Three Rivers PERQ

Specifications

Comments

This is quite possibly the most interesting (and rare) machine in my collection. It is significant as an interesting historical note, as well as being a very interesting piece of hardware. The PERQ is arguably the first commerically available workstation with a bitmapped display and was in many ways far ahead of its time. Unfortunately, like so many computers lost to the ages the PERQ never really found a market due to poor management and has since faded into obscurity.

A decent general overview of the PERQ and its history is available on Wikipedia.

The PERQ pictured above is a PERQ 1A, serial number 259, running both POS D.6 and Accent S4. POS is a fairly simple, single-tasking operating system and was probably the most widely-used OS for the PERQ over the course of its lifespan. Accent is a multitasking, windowed environment and was developed on PERQs at Carnegie-Mellon University. The Accent kernel is a direct ancestor of the Mach kernel, which was later used by NeXTSTEP and eventually Mac OS X. PERQs were also known to run a number of UNIX dialects.

The system features an incredibly crisp bitmapped portrait display, and uses a digitizer tablet and puck (a GPIB variant of the Summagraphics BitPadOne) as a mouse. My PERQ came with a home-made digitizer puck which works very erratically, I hope to replace it with a more authentic (and reliable) puck at some point in the future.

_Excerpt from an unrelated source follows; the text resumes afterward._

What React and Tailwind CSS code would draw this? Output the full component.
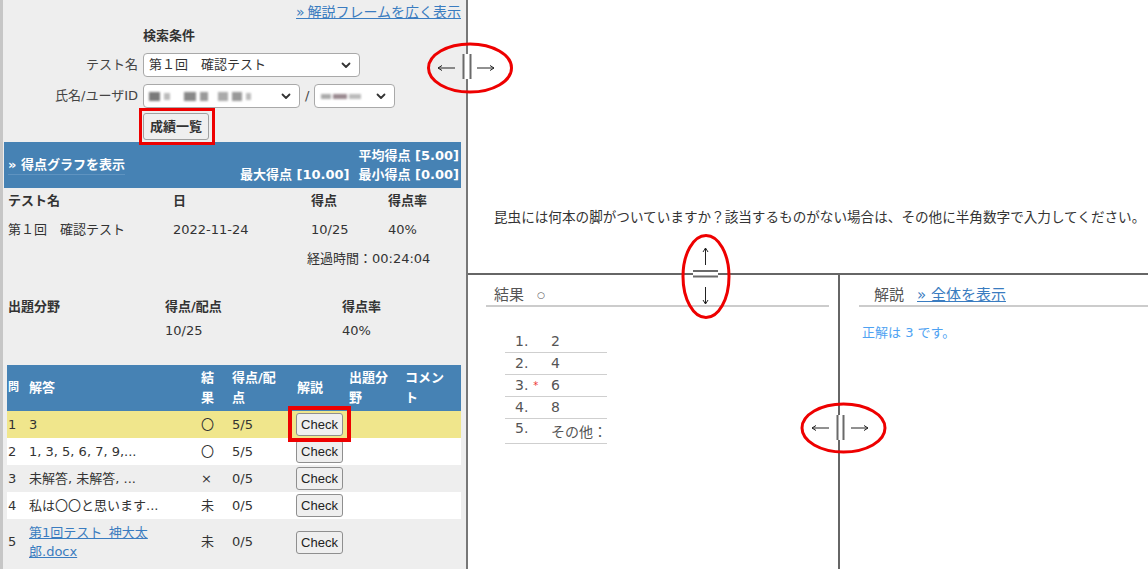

I know very little of this history of this particular PERQ. Based on the asset tag on the front it was used at Siemens in their telecommunications engineering division. I don't know specificially what it was used for in that department.

I am currently hard at work on an emulator for this system, so that others might bask in the glory of the PERQ. The going is quite slow, but I am making progress on getting POS to boot. You can find out about that project (and other related utilities) here.

Hardware Pictures

This is the PERQ with the front cover removed. On the top is the 8" Shugart floppy drive. On the bottom left, mounted vertically is the gigantic 14" Shugart 4002 hard disk, capable of storing a massive 24mb worth of data. (I have dumped an image of this disk, which you can find here if you so desire). To the right of that is the cardcage, which contains all of the magical computing hardware that makes the PERQ do its thing. These are color-coded to prevent the wrong card from going in the wrong slot. From left to right, the cards are: 16K CPU, 1MB memory, IOB, and OIO. Below the cardcage is the PERQ's power supply.
Here's a closeup of the hard disk. It has a translucent cover (which I'm incapable of taking a good picture of...) so you can watch the gigantic platters spin and the heads move while the machine is running -- pretty neat, if I do say so myself.

Software Pictures

Here's a nice blurry photo of POS D.6 immediately after a successful boot. Evidently someone at Siemens was a Zippy the Pinhead fan, based on the "YOW! Are we computing yet?" MOTD. I can dig it.
What computer is complete without a version of Pac-Man? The answer is no computer, of course. This shows off the PERQ's bitmapped graphics (which are much sharper than the photo lets on.)
The PERQ running Chess. The digitizer puck is used to select and move pieces -- note the mouse pointer in the center of the chess board.
Screenshot of Accent S4 running. "wallclock" is running in the foreground (looks quite similar to xclock from X11...). Note the lack of Y2K-compliantness. The row of icons at the bottom of the screen indicates what tasks are currently running, and allows the user to switch between them using the mouse.